**TASK PROMPT:** Which lines in the material below contain the word "index"? Copy each of them.

**INPUT FOR THIS TASK:**
^^^^

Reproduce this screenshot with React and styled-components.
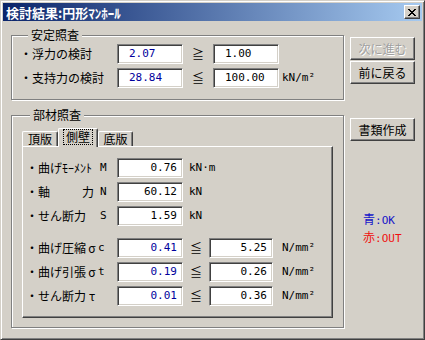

^^^^

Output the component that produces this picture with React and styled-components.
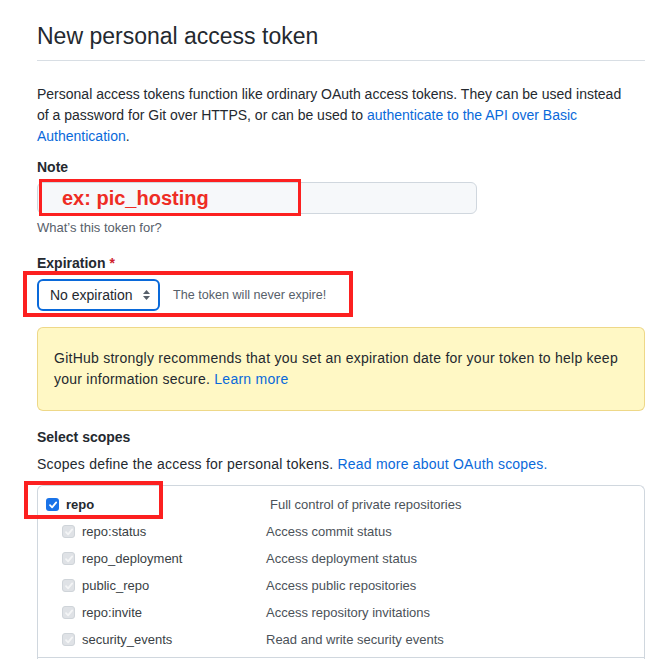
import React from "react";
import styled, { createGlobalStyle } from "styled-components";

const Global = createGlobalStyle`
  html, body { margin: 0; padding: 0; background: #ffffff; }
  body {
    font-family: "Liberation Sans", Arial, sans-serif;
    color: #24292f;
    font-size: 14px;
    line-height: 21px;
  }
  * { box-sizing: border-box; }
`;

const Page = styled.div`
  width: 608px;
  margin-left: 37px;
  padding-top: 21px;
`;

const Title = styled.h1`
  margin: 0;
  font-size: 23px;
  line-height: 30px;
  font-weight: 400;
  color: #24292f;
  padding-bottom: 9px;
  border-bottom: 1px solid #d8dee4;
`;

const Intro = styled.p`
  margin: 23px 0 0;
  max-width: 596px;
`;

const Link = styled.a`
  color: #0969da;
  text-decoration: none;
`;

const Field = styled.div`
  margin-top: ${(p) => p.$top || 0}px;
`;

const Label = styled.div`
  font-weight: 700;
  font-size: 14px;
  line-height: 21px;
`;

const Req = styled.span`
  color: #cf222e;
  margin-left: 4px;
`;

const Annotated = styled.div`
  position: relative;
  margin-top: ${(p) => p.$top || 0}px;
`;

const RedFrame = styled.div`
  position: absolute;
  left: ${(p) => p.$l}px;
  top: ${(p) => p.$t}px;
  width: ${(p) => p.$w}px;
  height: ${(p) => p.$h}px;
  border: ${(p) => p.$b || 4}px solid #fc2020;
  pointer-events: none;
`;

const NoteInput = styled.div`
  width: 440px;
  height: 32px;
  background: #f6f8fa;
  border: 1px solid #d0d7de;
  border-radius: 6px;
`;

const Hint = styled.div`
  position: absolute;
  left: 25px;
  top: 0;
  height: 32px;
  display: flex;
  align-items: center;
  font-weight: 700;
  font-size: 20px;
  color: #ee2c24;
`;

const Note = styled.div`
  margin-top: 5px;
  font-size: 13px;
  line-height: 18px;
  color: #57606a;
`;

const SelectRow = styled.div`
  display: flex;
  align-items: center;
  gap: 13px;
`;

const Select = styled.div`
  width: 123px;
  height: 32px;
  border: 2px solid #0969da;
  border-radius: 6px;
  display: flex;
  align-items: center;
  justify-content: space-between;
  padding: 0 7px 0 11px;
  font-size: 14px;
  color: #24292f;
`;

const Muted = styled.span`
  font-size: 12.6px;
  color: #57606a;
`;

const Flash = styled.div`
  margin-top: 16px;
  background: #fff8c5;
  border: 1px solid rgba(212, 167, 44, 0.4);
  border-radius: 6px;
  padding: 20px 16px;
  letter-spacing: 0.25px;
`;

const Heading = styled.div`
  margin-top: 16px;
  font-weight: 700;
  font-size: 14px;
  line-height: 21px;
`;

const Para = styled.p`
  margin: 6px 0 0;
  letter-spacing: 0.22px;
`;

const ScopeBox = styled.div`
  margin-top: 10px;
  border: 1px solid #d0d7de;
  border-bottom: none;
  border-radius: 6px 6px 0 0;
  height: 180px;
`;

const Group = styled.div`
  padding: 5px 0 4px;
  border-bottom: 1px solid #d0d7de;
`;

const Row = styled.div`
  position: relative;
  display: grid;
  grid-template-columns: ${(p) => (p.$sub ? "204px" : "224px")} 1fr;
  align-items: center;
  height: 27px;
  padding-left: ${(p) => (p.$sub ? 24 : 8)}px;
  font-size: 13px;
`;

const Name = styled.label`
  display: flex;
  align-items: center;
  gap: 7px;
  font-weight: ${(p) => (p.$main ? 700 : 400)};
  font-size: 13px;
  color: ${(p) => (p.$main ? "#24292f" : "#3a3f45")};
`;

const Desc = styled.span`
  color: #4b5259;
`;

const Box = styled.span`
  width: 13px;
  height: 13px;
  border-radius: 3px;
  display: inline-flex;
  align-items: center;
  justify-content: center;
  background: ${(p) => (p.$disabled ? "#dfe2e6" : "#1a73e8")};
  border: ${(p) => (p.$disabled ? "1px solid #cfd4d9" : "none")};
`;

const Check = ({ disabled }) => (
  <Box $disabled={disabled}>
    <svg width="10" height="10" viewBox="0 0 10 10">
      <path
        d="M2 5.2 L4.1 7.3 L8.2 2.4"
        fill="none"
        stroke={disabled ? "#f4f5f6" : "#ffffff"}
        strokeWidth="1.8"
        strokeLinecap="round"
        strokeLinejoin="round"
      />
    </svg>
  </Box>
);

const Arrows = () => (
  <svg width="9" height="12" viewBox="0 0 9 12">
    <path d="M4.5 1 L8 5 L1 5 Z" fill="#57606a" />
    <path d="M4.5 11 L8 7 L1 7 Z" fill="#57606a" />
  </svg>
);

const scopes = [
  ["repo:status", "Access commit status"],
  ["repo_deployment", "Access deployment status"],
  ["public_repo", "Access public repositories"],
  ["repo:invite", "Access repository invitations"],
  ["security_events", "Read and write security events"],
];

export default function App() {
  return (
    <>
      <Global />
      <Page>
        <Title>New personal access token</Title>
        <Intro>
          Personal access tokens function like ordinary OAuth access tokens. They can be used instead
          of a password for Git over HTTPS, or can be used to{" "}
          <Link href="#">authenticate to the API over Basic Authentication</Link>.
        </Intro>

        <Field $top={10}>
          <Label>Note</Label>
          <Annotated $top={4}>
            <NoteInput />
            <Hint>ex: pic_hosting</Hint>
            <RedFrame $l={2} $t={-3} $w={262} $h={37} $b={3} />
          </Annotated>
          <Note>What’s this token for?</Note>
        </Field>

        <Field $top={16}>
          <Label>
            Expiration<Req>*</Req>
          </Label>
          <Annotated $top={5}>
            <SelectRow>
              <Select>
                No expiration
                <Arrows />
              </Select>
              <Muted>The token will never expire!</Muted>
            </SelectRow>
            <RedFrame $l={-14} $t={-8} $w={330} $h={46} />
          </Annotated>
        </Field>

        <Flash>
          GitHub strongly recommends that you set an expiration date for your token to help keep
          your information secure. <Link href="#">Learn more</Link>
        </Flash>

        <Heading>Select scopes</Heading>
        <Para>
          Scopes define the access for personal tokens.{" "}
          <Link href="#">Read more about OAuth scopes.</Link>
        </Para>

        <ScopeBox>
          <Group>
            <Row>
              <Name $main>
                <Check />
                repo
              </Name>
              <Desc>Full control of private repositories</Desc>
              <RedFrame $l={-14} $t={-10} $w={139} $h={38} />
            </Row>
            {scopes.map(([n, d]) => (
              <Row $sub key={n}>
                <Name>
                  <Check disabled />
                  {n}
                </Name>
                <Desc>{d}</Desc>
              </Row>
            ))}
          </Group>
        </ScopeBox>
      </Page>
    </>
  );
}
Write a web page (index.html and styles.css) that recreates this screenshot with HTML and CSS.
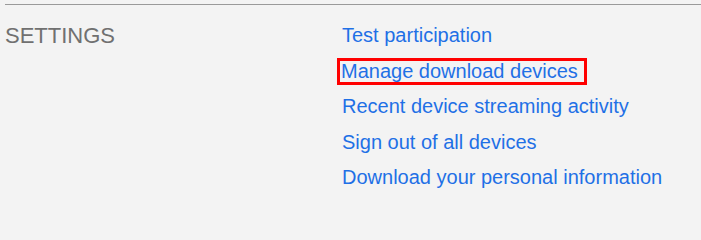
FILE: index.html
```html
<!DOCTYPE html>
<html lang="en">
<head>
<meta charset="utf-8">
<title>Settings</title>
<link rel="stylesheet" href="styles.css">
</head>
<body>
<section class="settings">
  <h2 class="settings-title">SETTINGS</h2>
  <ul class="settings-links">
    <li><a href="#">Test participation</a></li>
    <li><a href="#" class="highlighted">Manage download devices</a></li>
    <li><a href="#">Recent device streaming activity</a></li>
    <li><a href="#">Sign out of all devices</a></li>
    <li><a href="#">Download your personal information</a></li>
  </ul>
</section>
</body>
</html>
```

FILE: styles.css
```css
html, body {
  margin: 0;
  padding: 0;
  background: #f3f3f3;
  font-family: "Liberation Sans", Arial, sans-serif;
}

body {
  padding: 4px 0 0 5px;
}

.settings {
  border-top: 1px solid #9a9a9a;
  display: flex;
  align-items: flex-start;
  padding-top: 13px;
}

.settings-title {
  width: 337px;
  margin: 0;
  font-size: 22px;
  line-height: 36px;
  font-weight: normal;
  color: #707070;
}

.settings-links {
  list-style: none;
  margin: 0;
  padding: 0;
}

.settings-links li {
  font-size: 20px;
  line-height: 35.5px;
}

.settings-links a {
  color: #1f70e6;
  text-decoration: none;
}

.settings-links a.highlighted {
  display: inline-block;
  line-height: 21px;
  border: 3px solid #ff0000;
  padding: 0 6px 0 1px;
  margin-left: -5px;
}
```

^^^^

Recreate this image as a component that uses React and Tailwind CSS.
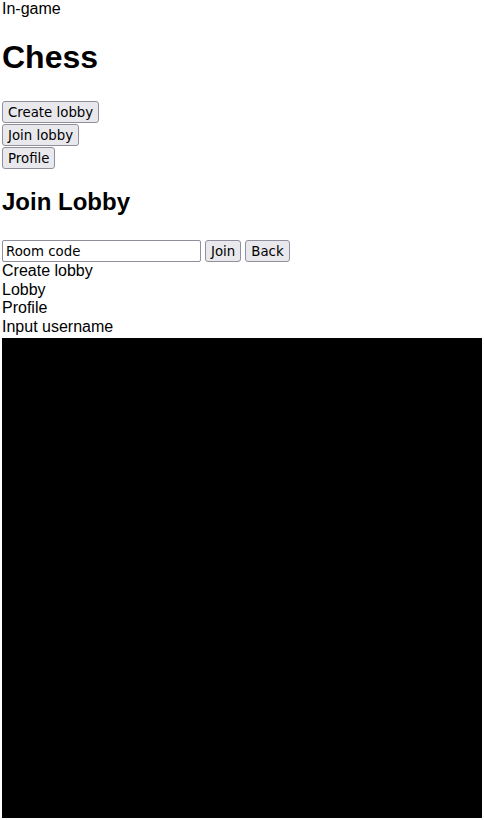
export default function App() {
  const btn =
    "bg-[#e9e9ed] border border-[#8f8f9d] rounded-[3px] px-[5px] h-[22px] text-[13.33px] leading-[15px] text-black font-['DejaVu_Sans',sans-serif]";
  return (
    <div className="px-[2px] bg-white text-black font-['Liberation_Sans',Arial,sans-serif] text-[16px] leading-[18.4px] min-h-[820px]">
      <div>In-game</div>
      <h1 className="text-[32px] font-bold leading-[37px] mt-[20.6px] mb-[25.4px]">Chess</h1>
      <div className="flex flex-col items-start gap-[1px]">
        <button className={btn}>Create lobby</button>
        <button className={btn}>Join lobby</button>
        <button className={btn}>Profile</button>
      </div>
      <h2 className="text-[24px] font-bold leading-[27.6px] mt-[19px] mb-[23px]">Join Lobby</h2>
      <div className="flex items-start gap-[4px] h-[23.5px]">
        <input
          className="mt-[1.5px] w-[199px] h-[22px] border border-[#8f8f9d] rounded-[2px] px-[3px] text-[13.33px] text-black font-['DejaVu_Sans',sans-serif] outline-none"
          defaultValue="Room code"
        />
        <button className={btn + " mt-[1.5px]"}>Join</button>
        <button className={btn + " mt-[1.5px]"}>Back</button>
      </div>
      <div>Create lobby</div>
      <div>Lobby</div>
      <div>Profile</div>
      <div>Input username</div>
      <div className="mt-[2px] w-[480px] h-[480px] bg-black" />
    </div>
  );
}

^^^^

**THE SOLUTION:**
Write a web page (index.html and styles.css) that recreates this screenshot with HTML and CSS.
FILE: index.html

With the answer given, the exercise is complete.